Charles W. Steger; led Virginia Tech through aftermath of mass shootings
Charles W. Steger, who shepherded Virginia Tech to national prominence and unprecedented growth but whose tenure as president was shadowed by a gunman’s slaying of 32 people on campus during one of the deadliest shooting rampages in recent U.S. history, died May 6 at his home in Blacksburg, Va. He was 70.
The university announced Steger’s death, but a spokesman had no immediate word on the cause.
With Steger at the helm from 2000 to 2014, Virginia Tech expanded enrollment, raised more than $1 billion in private funding, bolstered its reputation as a scientific research powerhouse, and joined the Atlantic Coast Conference to gain wide exposure in football, basketball and other sports. Virginia Tech’s 15th president held three degrees from the public land-grant university and profoundly shaped its development at the outset of the 21st century.
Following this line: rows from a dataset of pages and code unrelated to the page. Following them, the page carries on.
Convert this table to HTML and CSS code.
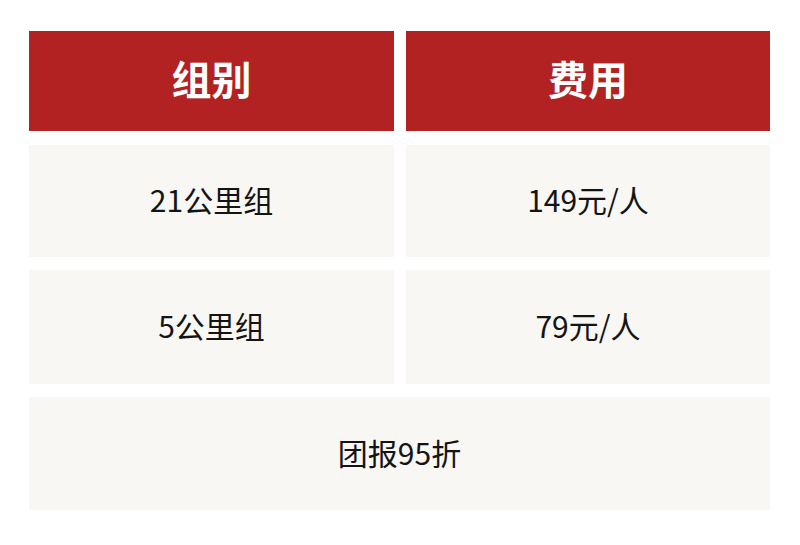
FILE: index.html
```html
<!DOCTYPE html>
<html lang="zh">
<head>
<meta charset="utf-8">
<link rel="stylesheet" href="styles.css">
</head>
<body>
<div class="table">
  <div class="cell head">组别</div>
  <div class="cell head">费用</div>
  <div class="cell">21公里组</div>
  <div class="cell">149元/人</div>
  <div class="cell">5公里组</div>
  <div class="cell">79元/人</div>
  <div class="cell wide">团报95折</div>
</div>
</body>
</html>
```
FILE: styles.css
```css
html, body {
  margin: 0;
  padding: 0;
  background: #ffffff;
}
body {
  width: 800px;
  height: 545px;
  font-family: "Noto Sans CJK SC", "Noto Sans", sans-serif;
}
.table {
  box-sizing: border-box;
  padding: 31px 30px 0 29px;
  display: grid;
  grid-template-columns: 365px 364px;
  grid-template-rows: 101px 112px 114px 113px;
  column-gap: 12px;
  row-gap: 13px;
}
.cell {
  box-sizing: border-box;
  display: flex;
  align-items: center;
  justify-content: center;
  padding-bottom: 4px;
  background: #f8f7f4;
  color: #141414;
  font-size: 30px;
}
.head {
  align-self: start;
  height: 100px;
  padding-bottom: 6px;
  background: #b22222;
  color: #ffffff;
  font-weight: 700;
  font-size: 40px;
}
.wide {
  grid-column: 1 / 3;
}
```
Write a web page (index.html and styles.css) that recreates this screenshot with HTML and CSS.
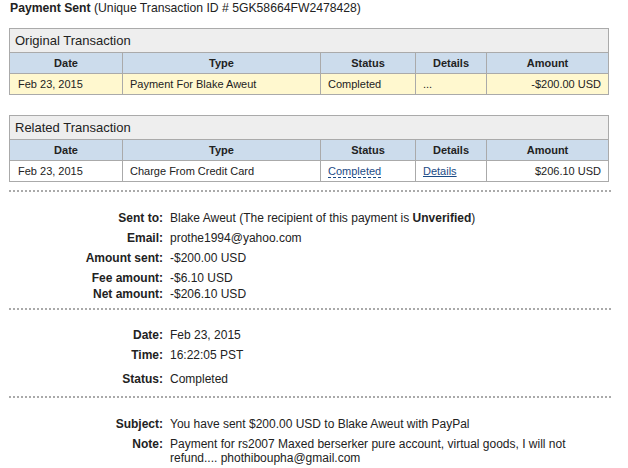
FILE: index.html
```html
<!DOCTYPE html>
<html lang="en">

<head>
    <meta charset="UTF-8">
    <title>Payment Sent</title>
    <link rel="stylesheet" href="styles.css">
</head>

<body>

    <div class="page">
        <h1 class="title"><b>Payment Sent</b> (Unique Transaction ID # 5GK58664FW2478428)</h1>

        <table class="txn txn-original">
            <tr>
                <th class="caption" colspan="5">Original Transaction</th>
            </tr>
            <tr class="head">
                <th class="c-date">Date</th>
                <th class="c-type">Type</th>
                <th class="c-status">Status</th>
                <th class="c-details">Details</th>
                <th class="c-amount">Amount</th>
            </tr>
            <tr class="row highlight">
                <td>Feb 23, 2015</td>
                <td>Payment For Blake Aweut</td>
                <td>Completed</td>
                <td>...</td>
                <td class="num">-$200.00 USD</td>
            </tr>
        </table>

        <table class="txn txn-related">
            <tr>
                <th class="caption" colspan="5">Related Transaction</th>
            </tr>
            <tr class="head">
                <th class="c-date">Date</th>
                <th class="c-type">Type</th>
                <th class="c-status">Status</th>
                <th class="c-details">Details</th>
                <th class="c-amount">Amount</th>
            </tr>
            <tr class="row">
                <td>Feb 23, 2015</td>
                <td>Charge From Credit Card</td>
                <td><a class="help-link" href="#">Completed</a></td>
                <td><a class="link" href="#">Details</a></td>
                <td class="num">$206.10 USD</td>
            </tr>
        </table>

        <hr class="dots">

        <div class="info info-amounts">
            <div class="info-row"><span class="label">Sent to:</span><span class="value">Blake Aweut (The recipient of this payment is <b>Unverified</b>)</span></div>
            <div class="info-row"><span class="label">Email:</span><span class="value">prothe1994@yahoo.com</span></div>
            <div class="info-row"><span class="label">Amount sent:</span><span class="value">-$200.00 USD</span></div>
            <div class="info-row"><span class="label">Fee amount:</span><span class="value">-$6.10 USD</span></div>
            <div class="info-row tight"><span class="label">Net amount:</span><span class="value">-$206.10 USD</span></div>
        </div>

        <hr class="dots">

        <div class="info info-when">
            <div class="info-row"><span class="label">Date:</span><span class="value">Feb 23, 2015</span></div>
            <div class="info-row"><span class="label">Time:</span><span class="value">16:22:05 PST</span></div>
            <div class="info-row loose"><span class="label">Status:</span><span class="value">Completed</span></div>
        </div>

        <hr class="dots">

        <div class="info">
            <div class="info-row"><span class="label">Subject:</span><span class="value">You have sent $200.00 USD to Blake Aweut with PayPal</span></div>
            <div class="info-row"><span class="label">Note:</span><span class="value">Payment for rs2007 Maxed berserker pure account, virtual goods, I will not refund.... phothiboupha@gmail.com</span></div>
            <div class="info-row tight"><span class="label">Funding Type:</span><span class="value">Credit Card</span></div>
        </div>
    </div>

</body>

</html>
```

FILE: styles.css
```css
body {
    margin: 0;
    padding: 0;
    background: #ffffff;
    font-family: 'Liberation Sans', Arial, sans-serif;
    color: #222;
}

.page {
    width: 600px;
    padding: 0 0 0 9px;
}

.title {
    margin: 0 0 12px 1px;
    font-size: 12.2px;
    font-weight: normal;
    line-height: 16px;
}

.title b {
    font-weight: bold;
}

.txn {
    width: 600px;
    border-collapse: collapse;
    font-size: 11px;
    margin-bottom: 20px;
}

.txn th,
.txn td {
    border: 1px solid #aaa;
    padding: 0 7px;
}

.txn td:first-child {
    padding-left: 8px;
}

.txn .caption {
    background: #eeeeee;
    text-align: left;
    font-size: 13px;
    font-weight: normal;
    height: 23px;
    padding-left: 5px;
}

.txn .head th {
    background: #ccdcec;
    height: 20px;
    font-weight: bold;
    text-align: center;
}

.txn .row td {
    height: 20px;
}

.txn .highlight td {
    background: #fff8cf;
}

.c-date { width: 98px; }
.c-type { width: 183px; }
.c-status { width: 80px; }
.c-details { width: 56px; }

.txn .num {
    text-align: right;
}

.txn-related {
    margin-bottom: 8px;
}

.help-link {
    color: #1c4b86;
    text-decoration: none;
    border-bottom: 1px dashed #1c4b86;
}

.link {
    color: #1c4b86;
}

.dots {
    border: none;
    border-top: 2px dotted #aaa;
    width: 602px;
    margin: 0;
    height: 0;
}

.info {
    padding: 19px 0 9px;
    font-size: 12px;
    line-height: 14px;
}

.info-amounts {
    padding: 19px 0 7px;
}

.info-when {
    padding: 18px 0 10px;
}

.info-row {
    display: grid;
    grid-template-columns: 154px 430px;
    column-gap: 7px;
    margin-top: 6px;
}

.info-row:first-child {
    margin-top: 0;
}

.info-row.tight {
    margin-top: 2px;
}

.info-row.loose {
    margin-top: 10px;
}

.label {
    text-align: right;
    font-weight: bold;
}
```
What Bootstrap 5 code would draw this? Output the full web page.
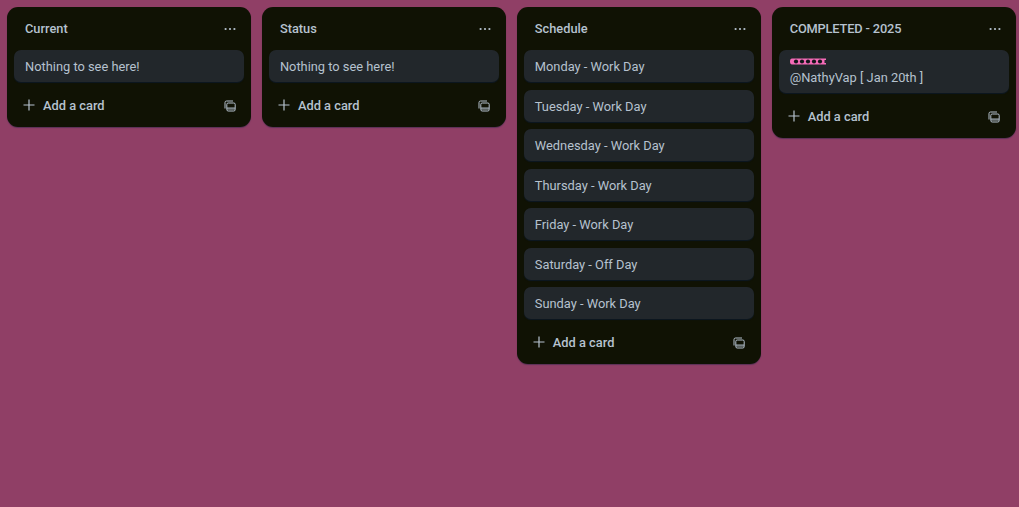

“Not many of the hundreds of leaders who have led American universities in modern times have influenced their institutions as powerfully as Charles Steger influenced Virginia Tech, or as gently and wisely,” John T. Casteen III, president emeritus of the University Virginia and a contemporary of Steger, said in a statement.
Sen. Mark Warner, D-Va., said he knew Steger “not only as an advocate for Virginia Tech, but for educational opportunity for all Virginians, at every level.”
A defining moment came midway through Steger’s tenure, on April 16, 2007, when a gunman killed 32 students and faculty members before taking his own life.